L'impressionnant acte final du 26 juin 2018 a également montré de manière touchante à quel point le triomphe et la tragédie sont étroitement liés. Dans l'ombre des vainqueurs, le skipper de "Scallywag" David Witt a discrètement réfléchi au tour de force de son équipage. "Je suis incroyablement fier de mon équipe, nous avons dû surmonter beaucoup de choses. Mais je suis aussi très triste car je n'ai pas terminé la course avec mon meilleur ami John Fisher, avec qui j'ai pris le départ".
Fisher était tombé à la mer le 26 mars 2018 lors d'une violente tempête dans l'océan Austral, à environ 1 400 miles nautiques à l'ouest du Cap Horn. Malgré des recherches intensives dans des conditions difficiles, son équipe n'a pas réussi à le retrouver. Le Britannique de 47 ans est resté porté disparu.
Il s'agit de la sixième victime de la course depuis sa création. Auparavant, un pêcheur avait perdu la vie lors d'une collision entre l'équipe Vestas 11th Hour Racing et un bateau de pêche chinois en janvier, peu avant l'arrivée à Hong Kong.
Jusqu'alors, l'Ocean Race était restée douze ans sans perte de vie humaine.

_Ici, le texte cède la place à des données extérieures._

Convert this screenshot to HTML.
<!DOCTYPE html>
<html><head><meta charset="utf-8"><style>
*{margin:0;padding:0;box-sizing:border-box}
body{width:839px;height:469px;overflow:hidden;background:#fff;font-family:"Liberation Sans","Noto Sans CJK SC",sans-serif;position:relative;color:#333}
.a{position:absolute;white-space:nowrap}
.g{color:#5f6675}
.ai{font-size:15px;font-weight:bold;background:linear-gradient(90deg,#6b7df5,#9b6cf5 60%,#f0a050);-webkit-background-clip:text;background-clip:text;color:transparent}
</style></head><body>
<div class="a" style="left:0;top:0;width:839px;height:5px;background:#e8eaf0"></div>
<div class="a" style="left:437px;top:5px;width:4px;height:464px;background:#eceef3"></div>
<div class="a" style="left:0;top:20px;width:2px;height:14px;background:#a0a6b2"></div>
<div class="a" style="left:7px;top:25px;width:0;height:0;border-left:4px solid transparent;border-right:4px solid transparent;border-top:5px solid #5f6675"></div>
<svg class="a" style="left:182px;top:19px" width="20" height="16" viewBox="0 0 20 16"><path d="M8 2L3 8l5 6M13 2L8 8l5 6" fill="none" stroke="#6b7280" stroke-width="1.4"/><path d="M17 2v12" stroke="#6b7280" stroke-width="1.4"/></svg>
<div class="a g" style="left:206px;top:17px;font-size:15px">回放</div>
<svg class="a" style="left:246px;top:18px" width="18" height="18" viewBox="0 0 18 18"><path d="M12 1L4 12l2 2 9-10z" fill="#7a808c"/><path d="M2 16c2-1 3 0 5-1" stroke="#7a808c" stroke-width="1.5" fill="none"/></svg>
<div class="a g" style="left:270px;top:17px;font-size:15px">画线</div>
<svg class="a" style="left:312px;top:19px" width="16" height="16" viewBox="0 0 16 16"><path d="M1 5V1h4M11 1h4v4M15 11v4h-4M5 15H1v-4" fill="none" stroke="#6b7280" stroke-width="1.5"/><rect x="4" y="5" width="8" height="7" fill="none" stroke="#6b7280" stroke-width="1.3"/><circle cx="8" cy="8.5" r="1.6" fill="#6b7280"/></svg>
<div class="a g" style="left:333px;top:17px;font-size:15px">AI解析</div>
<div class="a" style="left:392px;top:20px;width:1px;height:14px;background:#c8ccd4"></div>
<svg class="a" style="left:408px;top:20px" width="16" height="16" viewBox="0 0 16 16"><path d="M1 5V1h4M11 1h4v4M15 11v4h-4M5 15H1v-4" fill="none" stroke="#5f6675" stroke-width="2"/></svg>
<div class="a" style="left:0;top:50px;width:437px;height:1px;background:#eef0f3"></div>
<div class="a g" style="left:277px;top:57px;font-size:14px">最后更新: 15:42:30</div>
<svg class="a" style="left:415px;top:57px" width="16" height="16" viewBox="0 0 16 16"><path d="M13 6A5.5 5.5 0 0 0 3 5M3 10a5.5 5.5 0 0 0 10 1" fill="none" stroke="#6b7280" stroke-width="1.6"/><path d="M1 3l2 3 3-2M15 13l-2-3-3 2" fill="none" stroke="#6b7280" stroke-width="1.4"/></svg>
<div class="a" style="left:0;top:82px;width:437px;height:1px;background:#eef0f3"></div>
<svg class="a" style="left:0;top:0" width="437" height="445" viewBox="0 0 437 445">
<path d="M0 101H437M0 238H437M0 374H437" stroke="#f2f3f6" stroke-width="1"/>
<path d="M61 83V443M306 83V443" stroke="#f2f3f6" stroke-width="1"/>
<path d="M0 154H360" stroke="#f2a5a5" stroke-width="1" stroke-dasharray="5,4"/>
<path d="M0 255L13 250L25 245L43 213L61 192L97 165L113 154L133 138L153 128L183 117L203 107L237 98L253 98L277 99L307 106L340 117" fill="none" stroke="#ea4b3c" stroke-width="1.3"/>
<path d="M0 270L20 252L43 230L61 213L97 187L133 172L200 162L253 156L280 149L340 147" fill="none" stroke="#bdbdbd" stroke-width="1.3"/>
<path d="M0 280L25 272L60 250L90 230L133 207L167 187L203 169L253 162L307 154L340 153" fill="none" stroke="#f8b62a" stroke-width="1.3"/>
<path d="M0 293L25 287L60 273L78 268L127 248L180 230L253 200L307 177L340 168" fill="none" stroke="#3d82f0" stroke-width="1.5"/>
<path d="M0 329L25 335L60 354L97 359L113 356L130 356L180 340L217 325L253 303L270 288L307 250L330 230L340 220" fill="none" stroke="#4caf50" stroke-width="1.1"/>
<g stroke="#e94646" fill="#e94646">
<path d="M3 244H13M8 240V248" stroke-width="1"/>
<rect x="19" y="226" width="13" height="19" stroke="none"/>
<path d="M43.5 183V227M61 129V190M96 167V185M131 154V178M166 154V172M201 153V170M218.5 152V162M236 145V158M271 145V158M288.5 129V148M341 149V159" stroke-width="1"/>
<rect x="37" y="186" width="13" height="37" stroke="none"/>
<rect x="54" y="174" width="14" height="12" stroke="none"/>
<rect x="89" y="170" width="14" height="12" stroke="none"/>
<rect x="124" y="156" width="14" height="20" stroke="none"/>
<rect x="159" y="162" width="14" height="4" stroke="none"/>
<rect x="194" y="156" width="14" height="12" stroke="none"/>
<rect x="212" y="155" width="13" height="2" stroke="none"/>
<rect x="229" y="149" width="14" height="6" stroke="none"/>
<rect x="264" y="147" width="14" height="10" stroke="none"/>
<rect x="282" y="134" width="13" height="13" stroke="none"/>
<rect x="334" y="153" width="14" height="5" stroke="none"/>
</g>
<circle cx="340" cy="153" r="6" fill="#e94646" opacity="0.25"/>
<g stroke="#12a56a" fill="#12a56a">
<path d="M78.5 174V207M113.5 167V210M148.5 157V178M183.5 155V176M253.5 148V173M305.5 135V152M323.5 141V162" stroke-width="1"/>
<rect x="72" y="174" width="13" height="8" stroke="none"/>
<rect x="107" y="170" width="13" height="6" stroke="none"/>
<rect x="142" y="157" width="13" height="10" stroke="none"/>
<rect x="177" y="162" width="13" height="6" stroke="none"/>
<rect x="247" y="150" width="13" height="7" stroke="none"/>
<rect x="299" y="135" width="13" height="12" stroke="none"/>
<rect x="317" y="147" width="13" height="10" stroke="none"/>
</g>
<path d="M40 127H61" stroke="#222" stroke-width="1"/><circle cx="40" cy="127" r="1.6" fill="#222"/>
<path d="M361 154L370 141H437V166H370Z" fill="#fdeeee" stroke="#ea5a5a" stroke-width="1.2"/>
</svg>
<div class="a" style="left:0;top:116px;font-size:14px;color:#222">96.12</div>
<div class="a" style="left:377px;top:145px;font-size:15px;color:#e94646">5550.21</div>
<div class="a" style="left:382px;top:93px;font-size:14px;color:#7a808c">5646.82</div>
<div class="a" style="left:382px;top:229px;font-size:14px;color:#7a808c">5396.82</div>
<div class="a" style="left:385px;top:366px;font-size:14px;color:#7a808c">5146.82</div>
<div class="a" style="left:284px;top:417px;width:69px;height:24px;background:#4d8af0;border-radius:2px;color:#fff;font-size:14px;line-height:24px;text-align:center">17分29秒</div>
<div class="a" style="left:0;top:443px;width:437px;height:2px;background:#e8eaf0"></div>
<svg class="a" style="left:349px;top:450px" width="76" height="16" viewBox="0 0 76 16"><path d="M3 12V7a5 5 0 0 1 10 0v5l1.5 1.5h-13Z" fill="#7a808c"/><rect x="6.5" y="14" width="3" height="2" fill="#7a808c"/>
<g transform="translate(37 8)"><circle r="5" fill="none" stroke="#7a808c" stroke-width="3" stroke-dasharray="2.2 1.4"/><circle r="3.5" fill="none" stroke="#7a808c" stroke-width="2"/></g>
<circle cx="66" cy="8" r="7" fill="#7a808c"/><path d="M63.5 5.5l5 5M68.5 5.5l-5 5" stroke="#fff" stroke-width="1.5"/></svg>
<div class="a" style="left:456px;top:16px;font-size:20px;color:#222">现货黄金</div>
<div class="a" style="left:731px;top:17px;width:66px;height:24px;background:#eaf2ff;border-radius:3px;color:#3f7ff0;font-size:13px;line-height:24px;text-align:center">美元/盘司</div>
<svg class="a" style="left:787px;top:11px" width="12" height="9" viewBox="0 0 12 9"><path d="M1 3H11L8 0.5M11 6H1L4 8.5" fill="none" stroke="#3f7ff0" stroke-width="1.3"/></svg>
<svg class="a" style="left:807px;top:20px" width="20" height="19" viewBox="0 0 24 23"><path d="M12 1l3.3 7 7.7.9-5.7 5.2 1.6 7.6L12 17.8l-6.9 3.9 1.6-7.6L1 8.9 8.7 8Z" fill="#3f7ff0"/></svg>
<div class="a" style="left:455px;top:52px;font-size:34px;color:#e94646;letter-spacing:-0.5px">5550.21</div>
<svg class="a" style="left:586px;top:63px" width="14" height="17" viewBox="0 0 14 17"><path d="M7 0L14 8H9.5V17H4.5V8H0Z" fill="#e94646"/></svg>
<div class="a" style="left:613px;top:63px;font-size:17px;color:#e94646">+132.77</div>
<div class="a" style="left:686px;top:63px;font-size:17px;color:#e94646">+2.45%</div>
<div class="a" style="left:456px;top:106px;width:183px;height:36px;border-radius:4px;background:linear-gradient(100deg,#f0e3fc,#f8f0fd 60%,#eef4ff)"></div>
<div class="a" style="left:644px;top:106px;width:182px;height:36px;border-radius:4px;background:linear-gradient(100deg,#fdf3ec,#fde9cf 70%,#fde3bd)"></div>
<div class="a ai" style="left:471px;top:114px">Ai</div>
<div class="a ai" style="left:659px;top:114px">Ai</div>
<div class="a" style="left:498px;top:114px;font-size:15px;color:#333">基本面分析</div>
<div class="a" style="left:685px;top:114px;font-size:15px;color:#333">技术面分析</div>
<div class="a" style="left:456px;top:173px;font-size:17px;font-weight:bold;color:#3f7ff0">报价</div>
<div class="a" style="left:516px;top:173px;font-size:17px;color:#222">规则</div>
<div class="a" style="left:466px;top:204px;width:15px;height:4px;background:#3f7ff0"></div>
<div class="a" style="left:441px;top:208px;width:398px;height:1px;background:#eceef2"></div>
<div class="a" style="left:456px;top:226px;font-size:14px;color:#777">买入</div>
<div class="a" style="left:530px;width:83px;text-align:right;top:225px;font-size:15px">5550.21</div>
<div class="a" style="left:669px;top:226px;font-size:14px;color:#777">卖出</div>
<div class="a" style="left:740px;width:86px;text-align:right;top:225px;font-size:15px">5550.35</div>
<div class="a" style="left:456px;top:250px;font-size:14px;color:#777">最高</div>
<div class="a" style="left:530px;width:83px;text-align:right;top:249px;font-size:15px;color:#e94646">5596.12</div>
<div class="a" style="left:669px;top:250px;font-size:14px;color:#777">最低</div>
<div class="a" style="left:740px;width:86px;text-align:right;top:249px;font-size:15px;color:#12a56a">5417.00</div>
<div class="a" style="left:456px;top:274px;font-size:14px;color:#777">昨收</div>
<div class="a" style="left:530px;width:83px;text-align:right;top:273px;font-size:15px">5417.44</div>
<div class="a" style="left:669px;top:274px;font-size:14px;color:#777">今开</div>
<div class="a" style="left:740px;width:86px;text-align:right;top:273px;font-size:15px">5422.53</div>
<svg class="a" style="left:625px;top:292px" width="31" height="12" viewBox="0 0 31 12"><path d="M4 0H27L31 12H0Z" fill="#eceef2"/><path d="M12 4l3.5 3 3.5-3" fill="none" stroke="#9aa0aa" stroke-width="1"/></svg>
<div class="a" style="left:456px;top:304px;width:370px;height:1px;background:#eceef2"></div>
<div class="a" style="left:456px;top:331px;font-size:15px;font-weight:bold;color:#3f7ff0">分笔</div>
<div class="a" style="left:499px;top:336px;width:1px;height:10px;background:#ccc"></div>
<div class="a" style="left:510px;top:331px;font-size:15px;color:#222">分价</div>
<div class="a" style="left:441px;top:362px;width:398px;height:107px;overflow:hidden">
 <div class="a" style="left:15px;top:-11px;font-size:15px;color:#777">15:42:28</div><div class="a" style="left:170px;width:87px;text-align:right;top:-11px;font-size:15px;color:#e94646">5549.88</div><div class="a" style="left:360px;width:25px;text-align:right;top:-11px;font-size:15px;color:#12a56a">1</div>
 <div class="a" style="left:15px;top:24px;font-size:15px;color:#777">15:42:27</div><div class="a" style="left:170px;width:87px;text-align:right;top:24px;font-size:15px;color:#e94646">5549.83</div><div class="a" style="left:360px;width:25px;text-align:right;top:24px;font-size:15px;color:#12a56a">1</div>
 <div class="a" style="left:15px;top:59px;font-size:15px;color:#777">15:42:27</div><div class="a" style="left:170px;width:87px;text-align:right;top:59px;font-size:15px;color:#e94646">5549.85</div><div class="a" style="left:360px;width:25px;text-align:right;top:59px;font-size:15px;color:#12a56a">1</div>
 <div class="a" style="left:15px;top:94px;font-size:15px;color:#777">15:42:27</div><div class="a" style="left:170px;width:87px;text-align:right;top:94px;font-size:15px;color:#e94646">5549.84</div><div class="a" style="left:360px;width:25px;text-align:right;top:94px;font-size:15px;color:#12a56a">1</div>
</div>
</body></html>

Aujourd'hui, le souvenir de la perte du Néerlandais Hans Horrevoets, 32 ans, dans la nuit du 18 mai 2006, est revenu à la surface. Ce jeune entrepreneur plein de vie était passé par-dessus bord de "ABN Amro Two" à 1 300 miles nautiques à l'ouest de Land's End. Il laissait derrière lui son épouse Petra, enceinte, sa fille Bobbi, âgée de onze mois, et des camarades d'équipage gravement touchés qui l'ont récupéré mais n'ont pas pu le ranimer malgré les tentatives de réanimation.
Deux jours seulement après cette tragédie, ce sont justement les jeunes navigateurs d'"ABN Amro Two" qui sont devenus des sauveteurs avec leur camarade d'équipage décédé à bord. En tant que bateau le plus proche, ils ont volé au secours d'un bateau en train de couler : le "Movistar" de Bouwe Bekking, qui a dû être abandonné suite à la rupture de la suspension de la quille. Les naufragés ont trouvé refuge auprès des hommes au cœur lourd.
Depuis la dixième édition suivante, le meilleur youngster de chaque course reçoit le trophée Hans Horrevoets. Le Kielois Michi Müller l'a reçu lors de sa première Ocean-Race en 2008/2009.